|Title||Network Flow Routing under Strategic Link Disruptions|
|Publication Type||Conference Papers|
|Year of Publication||2015|
|Authors||Dahan, M., and S. Amin|
|Conference Name||2015 53rd Annual Allerton Conference on Communication, Control, and Computing (Allerton)|
|Keywords||2-player strategic game, attacker expected attack cost, attacker marginal lost flow value, defender expected transportation cost, defender marginal effective flow value, directed graphs, duality (mathematics), effective flow value, Electronic mail, Environmental engineering, game theory, Games, linear programming, linear programming duality, max-flow min-cut theorem, minimisation, minimum transportation cost problem, mixed Nash equilibrium, Nash equilibrium, network flow routing, network theory (graphs), payoff value, Routing, strategic link disruptions, Supply and demand, Transportation, zero-sum game|
This paper considers a 2-player strategic game for network routing under link disruptions. Player 1 (defender) routes flow through a network to maximize her value of effective flow while facing transportation costs. Player 2 (attacker) simultaneously disrupts one or more links to maximize her value of lost flow but also faces cost of disrupting links. This game is strategically equivalent to a zero-sum game. Linear programming duality and the max-flow min-cut theorem are applied to obtain properties that are satisfied in any mixed Nash equilibrium. In any equilibrium, both players achieve identical payoffs.

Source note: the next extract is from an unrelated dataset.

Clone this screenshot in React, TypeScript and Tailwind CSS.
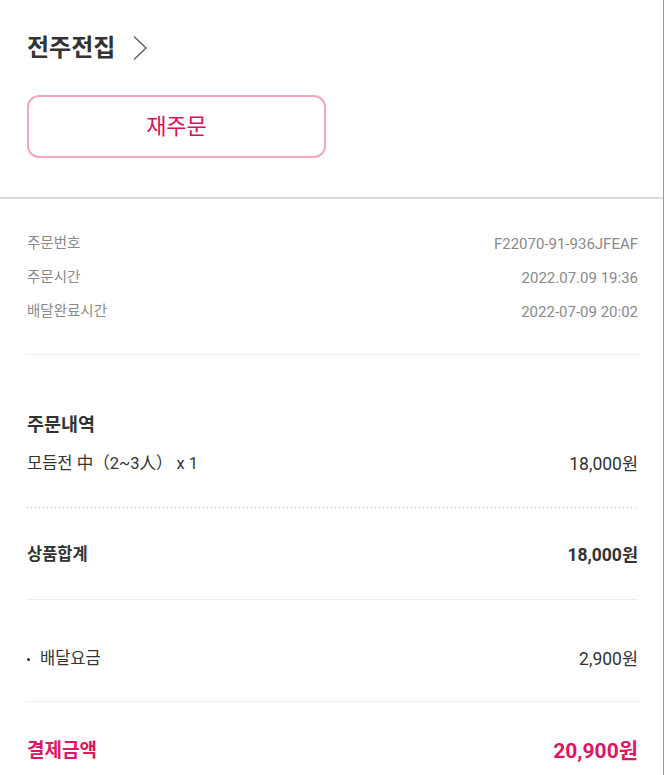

While the defender's expected transportation cost decreases in attacker's marginal value of lost flow, the attacker's expected cost of attack increases in defender's marginal value of effective flow. Interestingly, the expected amount of effective flow decreases in both these parameters. These results can be viewed as a generalization of the classical max-flow with minimum transportation cost problem to adversarial environments.